### [Entries provided]
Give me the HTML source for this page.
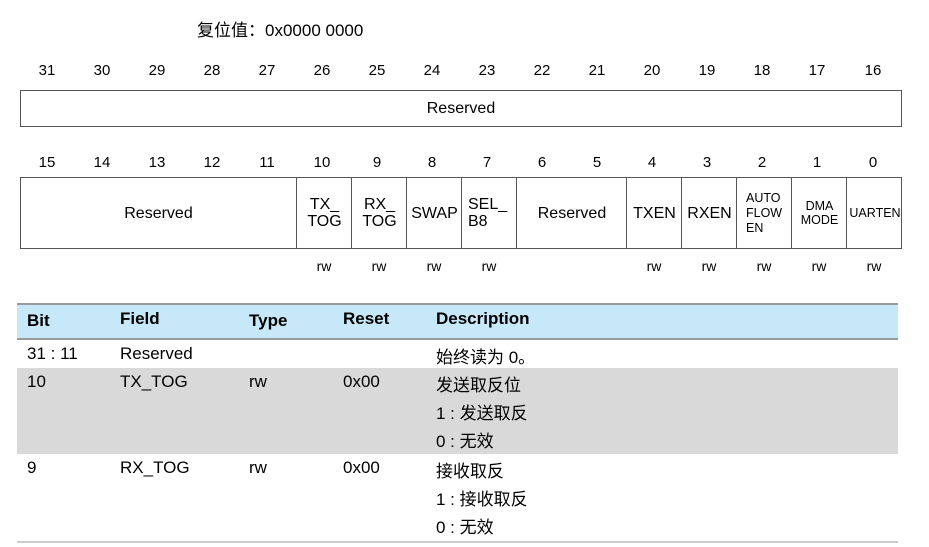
<!DOCTYPE html>
<html><head><meta charset="utf-8"><style>
body{margin:0;width:929px;height:547px;background:#fff;position:relative;font-family:"Liberation Sans","Noto Sans CJK SC",sans-serif;color:#000;overflow:hidden}
.a{position:absolute;white-space:nowrap}
.n{position:absolute;font-size:15px;width:40px;text-align:center;transform:translateX(-20px)}
.box{position:absolute;border:1px solid #555;box-sizing:border-box}
.c{position:absolute;top:0;bottom:0;border-left:1px solid #555;display:flex;align-items:center;justify-content:center;text-align:center;font-size:16px;line-height:17px}
.rw{position:absolute;top:258px;font-size:14px;width:40px;text-align:center;transform:translateX(-20px)}
.t{position:absolute;font-size:17px;white-space:nowrap}
</style></head><body>
<div class="a" style="left:197px;top:16px;font-size:17px">复位值：0x0000 0000</div>

<div class="box" style="left:20px;top:90px;width:882px;height:37px"><div class="c" style="left:0;right:0;border:none">Reserved</div></div>

<div class="box" style="left:20px;top:177px;width:882px;height:72px">
<div class="c" style="left:0;width:275px;border:none">Reserved</div>
<div class="c" style="left:275px;width:55px">TX_<br>TOG</div>
<div class="c" style="left:330px;width:55px">RX_<br>TOG</div>
<div class="c" style="left:385px;width:55px">SWAP</div>
<div class="c" style="left:440px;width:55px;justify-content:flex-start;padding-left:6px;text-align:left;box-sizing:border-box">SEL_<br>B8</div>
<div class="c" style="left:495px;width:110px">Reserved</div>
<div class="c" style="left:605px;width:55px">TXEN</div>
<div class="c" style="left:660px;width:55px">RXEN</div>
<div class="c" style="left:715px;width:55px;font-size:12.5px;line-height:15px;text-align:left;justify-content:flex-start;padding-left:9px;box-sizing:border-box">AUTO<br>FLOW<br>EN</div>
<div class="c" style="left:770px;width:55px;font-size:12.5px;line-height:14px">DMA<br>MODE</div>
<div class="c" style="left:825px;width:56px;font-size:12.5px">UARTEN</div>
</div>

<div class="n" style="left:47px;top:62px">31</div><div class="n" style="left:102px;top:62px">30</div><div class="n" style="left:157px;top:62px">29</div><div class="n" style="left:212px;top:62px">28</div><div class="n" style="left:267px;top:62px">27</div><div class="n" style="left:322px;top:62px">26</div><div class="n" style="left:377px;top:62px">25</div><div class="n" style="left:432px;top:62px">24</div><div class="n" style="left:487px;top:62px">23</div><div class="n" style="left:542px;top:62px">22</div><div class="n" style="left:597px;top:62px">21</div><div class="n" style="left:652px;top:62px">20</div><div class="n" style="left:707px;top:62px">19</div><div class="n" style="left:762px;top:62px">18</div><div class="n" style="left:817px;top:62px">17</div><div class="n" style="left:873px;top:62px">16</div>
<div class="n" style="left:47px;top:154px">15</div><div class="n" style="left:102px;top:154px">14</div><div class="n" style="left:157px;top:154px">13</div><div class="n" style="left:212px;top:154px">12</div><div class="n" style="left:267px;top:154px">11</div><div class="n" style="left:322px;top:154px">10</div><div class="n" style="left:377px;top:154px">9</div><div class="n" style="left:432px;top:154px">8</div><div class="n" style="left:487px;top:154px">7</div><div class="n" style="left:542px;top:154px">6</div><div class="n" style="left:597px;top:154px">5</div><div class="n" style="left:652px;top:154px">4</div><div class="n" style="left:707px;top:154px">3</div><div class="n" style="left:762px;top:154px">2</div><div class="n" style="left:817px;top:154px">1</div><div class="n" style="left:873px;top:154px">0</div>

<div class="rw" style="left:324px">rw</div><div class="rw" style="left:379px">rw</div><div class="rw" style="left:434px">rw</div><div class="rw" style="left:489px">rw</div><div class="rw" style="left:654px">rw</div><div class="rw" style="left:709px">rw</div><div class="rw" style="left:764px">rw</div><div class="rw" style="left:819px">rw</div><div class="rw" style="left:874px">rw</div>

<div class="a" style="left:17px;top:303px;width:881px;height:2px;background:#999"></div>
<div class="a" style="left:17px;top:305px;width:881px;height:33px;background:#c6e8f8"></div>
<div class="a" style="left:17px;top:338px;width:881px;height:2px;background:#999"></div>
<div class="a" style="left:17px;top:368px;width:881px;height:86px;background:#d9d9d9"></div>
<div class="a" style="left:17px;top:541px;width:881px;height:2px;background:#ccc"></div>

<div class="t" style="left:27px;top:311px;font-weight:bold">Bit</div>
<div class="t" style="left:120px;top:309px;font-weight:bold">Field</div>
<div class="t" style="left:249px;top:311px;font-weight:bold">Type</div>
<div class="t" style="left:343px;top:309px;font-weight:bold">Reset</div>
<div class="t" style="left:436px;top:309px;font-weight:bold">Description</div>

<div class="t" style="left:27px;top:344px">31 : 11</div>
<div class="t" style="left:120px;top:344px">Reserved</div>
<div class="t" style="left:436px;top:343px">始终读为 0。</div>

<div class="t" style="left:27px;top:372px">10</div>
<div class="t" style="left:120px;top:372px">TX_TOG</div>
<div class="t" style="left:249px;top:372px">rw</div>
<div class="t" style="left:343px;top:372px">0x00</div>
<div class="t" style="left:436px;top:371px">发送取反位</div>
<div class="t" style="left:436px;top:399px">1 : 发送取反</div>
<div class="t" style="left:436px;top:427px">0 : 无效</div>

<div class="t" style="left:27px;top:458px">9</div>
<div class="t" style="left:120px;top:458px">RX_TOG</div>
<div class="t" style="left:249px;top:458px">rw</div>
<div class="t" style="left:343px;top:458px">0x00</div>
<div class="t" style="left:436px;top:457px">接收取反</div>
<div class="t" style="left:436px;top:485px">1 : 接收取反</div>
<div class="t" style="left:436px;top:513px">0 : 无效</div>
</body></html>
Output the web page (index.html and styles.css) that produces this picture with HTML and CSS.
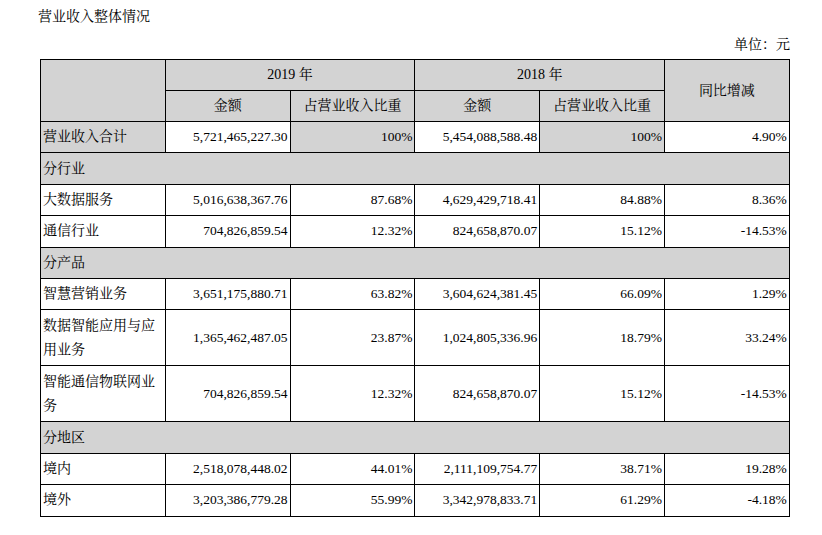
FILE: index.html
```html
<!DOCTYPE html>
<html lang="zh">
<head>
<meta charset="utf-8">
<title>营业收入整体情况</title>
<link rel="stylesheet" href="styles.css">
</head>
<body>
<div class="page">
  <div class="title">营业收入整体情况</div>
  <div class="unit">单位：元</div>
  <table class="rev">
    <colgroup>
      <col class="c"><col class="c"><col class="c"><col class="c"><col class="c"><col class="c">
    </colgroup>
    <tr class="h">
      <td class="g" rowspan="2"></td>
      <td class="g ctr" colspan="2">2019 年</td>
      <td class="g ctr" colspan="2">2018 年</td>
      <td class="g ctr" rowspan="2">同比增减</td>
    </tr>
    <tr class="h">
      <td class="g ctr">金额</td>
      <td class="g ctr">占营业收入比重</td>
      <td class="g ctr">金额</td>
      <td class="g ctr">占营业收入比重</td>
    </tr>
    <tr>
      <td class="g lbl">营业收入合计</td>
      <td class="num">5,721,465,227.30</td>
      <td class="g num">100%</td>
      <td class="num">5,454,088,588.48</td>
      <td class="g num">100%</td>
      <td class="num">4.90%</td>
    </tr>
    <tr>
      <td class="g lbl" colspan="6">分行业</td>
    </tr>
    <tr>
      <td class="lbl">大数据服务</td>
      <td class="num">5,016,638,367.76</td>
      <td class="num">87.68%</td>
      <td class="num">4,629,429,718.41</td>
      <td class="num">84.88%</td>
      <td class="num">8.36%</td>
    </tr>
    <tr>
      <td class="lbl">通信行业</td>
      <td class="num">704,826,859.54</td>
      <td class="num">12.32%</td>
      <td class="num">824,658,870.07</td>
      <td class="num">15.12%</td>
      <td class="num">-14.53%</td>
    </tr>
    <tr>
      <td class="g lbl" colspan="6">分产品</td>
    </tr>
    <tr>
      <td class="lbl">智慧营销业务</td>
      <td class="num">3,651,175,880.71</td>
      <td class="num">63.82%</td>
      <td class="num">3,604,624,381.45</td>
      <td class="num">66.09%</td>
      <td class="num">1.29%</td>
    </tr>
    <tr class="tall">
      <td class="lbl">数据智能应用与应用业务</td>
      <td class="num">1,365,462,487.05</td>
      <td class="num">23.87%</td>
      <td class="num">1,024,805,336.96</td>
      <td class="num">18.79%</td>
      <td class="num">33.24%</td>
    </tr>
    <tr class="tall">
      <td class="lbl">智能通信物联网业务</td>
      <td class="num">704,826,859.54</td>
      <td class="num">12.32%</td>
      <td class="num">824,658,870.07</td>
      <td class="num">15.12%</td>
      <td class="num">-14.53%</td>
    </tr>
    <tr>
      <td class="g lbl" colspan="6">分地区</td>
    </tr>
    <tr>
      <td class="lbl">境内</td>
      <td class="num">2,518,078,448.02</td>
      <td class="num">44.01%</td>
      <td class="num">2,111,109,754.77</td>
      <td class="num">38.71%</td>
      <td class="num">19.28%</td>
    </tr>
    <tr>
      <td class="lbl">境外</td>
      <td class="num">3,203,386,779.28</td>
      <td class="num">55.99%</td>
      <td class="num">3,342,978,833.71</td>
      <td class="num">61.29%</td>
      <td class="num">-4.18%</td>
    </tr>
  </table>
</div>
</body>
</html>
```

FILE: styles.css
```css
html, body {
  margin: 0;
  padding: 0;
  background: #ffffff;
}

body {
  font-family: "Liberation Serif", "Noto Serif CJK SC", "Noto Sans CJK SC", serif;
  font-size: 14px;
  color: #000000;
}

.page {
  width: 822px;
  padding: 8px 0 0 0;
}

.title {
  margin-left: 38px;
  line-height: 18px;
  height: 18px;
}

.unit {
  width: 790px;
  text-align: right;
  line-height: 18px;
  margin-top: 10px;
  margin-bottom: 5px;
}

.rev {
  margin-left: 40px;
  width: 749px;
  table-layout: fixed;
  border-collapse: collapse;
}

.rev .c {
  width: 124.8px;
}

.rev td {
  border: 1px solid #000000;
  padding: 0 2px;
  line-height: 24px;
  vertical-align: middle;
  height: 31.4px;
  box-sizing: border-box;
}

.rev tr.h td {
  height: 31px;
}

.rev tr.tall td {
  height: 56px;
}

.rev td.g {
  background: #d3d3d3;
}

.rev td.ctr {
  text-align: center;
}

.rev td.lbl {
  text-align: left;
}

.rev td.num {
  text-align: right;
  font-size: 13.5px;
}
```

### [Your objective]
Pick out the lines containing the string "index" and show them.

### [Finished task]
Output the web page (index.html and styles.css) that produces this picture with HTML and CSS.
FILE: index.html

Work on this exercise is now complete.